Nature Chemistry | The Sceptical Chymist

I’ve got the power

I must admit, I really enjoy riding the bus to work – it’s not just because of the unusual people you tend to meet on public transportation (though that’s half the fun), but because the rides are long enough for me to skim through various journals to see if there’s anything I want to read later on in the day. Normally there are a few things that catch my eye, and I’ll set them aside for a lunch break (or while I’m waiting for the bus at the end of the day). But my plan to quickly skim through this week’s Science failed completely – it’s jam-packed full of interesting articles, and I needed to set aside a few hours to read through them all.

It’s a special issue focused on ‘Sustainability and Energy,’ two topics that are obviously important these days – it starts out with a few ‘Profiles’ of major players in the field (I especially enjoyed reading the ones on Dan Nocera, Jay Keasling, and James Dumesic) and then there’s a number of ‘Perspectives’ (I’d recommend starting with the ones by Whitesides & Crabtree and Stephanopoulos).

Reading through this material made me feel like (somewhere along the way) I should have had a class or two that focused on the chemistry/biochemistry of energy research. Before I started working at Nature, I hadn’t really been exposed to this topic in much detail, despite taking (what felt like) dozens of classes in my undergraduate days. Those classes tended to focus on ‘pure’ chemistry/shy away from applications, and the graduate classes I took were fairly specialized/on completely different topics…

One of my undergraduate physical chemistry classes had both chemists and civil engineers in it, and I remember that the questions asked by the civil engineers (“Is this why cement dries on the outside first?”) generally annoyed the chemists – is this a clash of the two cultures (i.e., science vs. engineering), or were my experiences the exception and not the rule?

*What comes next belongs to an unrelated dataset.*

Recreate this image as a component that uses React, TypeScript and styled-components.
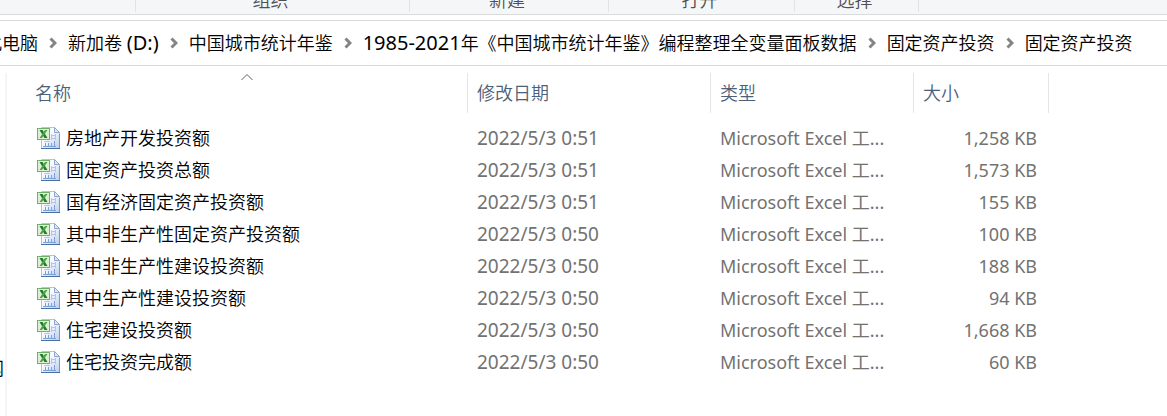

Do you think we are doing enough to make sure that future generations of chemists are prepared to tackle important problems in energy research? Sure – you could argue that applied chemistry is the domain of the chemical engineers and that chemists shouldn’t learn this sort of stuff at the undergraduate level. But shouldn’t we be doing more to expose undergraduate chemists to important topics involving applied chemical research (for example, by requiring chemistry majors to take a chemical engineering class or two)?

Joshua

Joshua Finkelstein (Senior Editor, Nature)

Comments

  1. Uncle Al said:

    Any energy breaktrough violating thermodynamics is a lie. Any sustainable growth of fuel that harvests more than (ground level solar energy) times (photosynthetic efficiency) less (processing energy) is a lie. If Athabasca, CA tar sands are real world true, why does the facility massively import process fuel? It would fuel itself and obtain net output. It doesn’t. Archer-Daniels-Midland maize pimps are disaster aborning.

    Public transporation works in dense cities with vertically piled residents and tightly clustered destinations. Los Angeles’ thousand square miles of one-family dwellings are not amenable to bus passes. Los Angeles’ crowded slums qualify… but where need their populations go?

  2. Joel said:

    The figure in the Whitesides and Crabtree article is a nice homage to Mivart’s chart of Napoleon’s march to Moscow.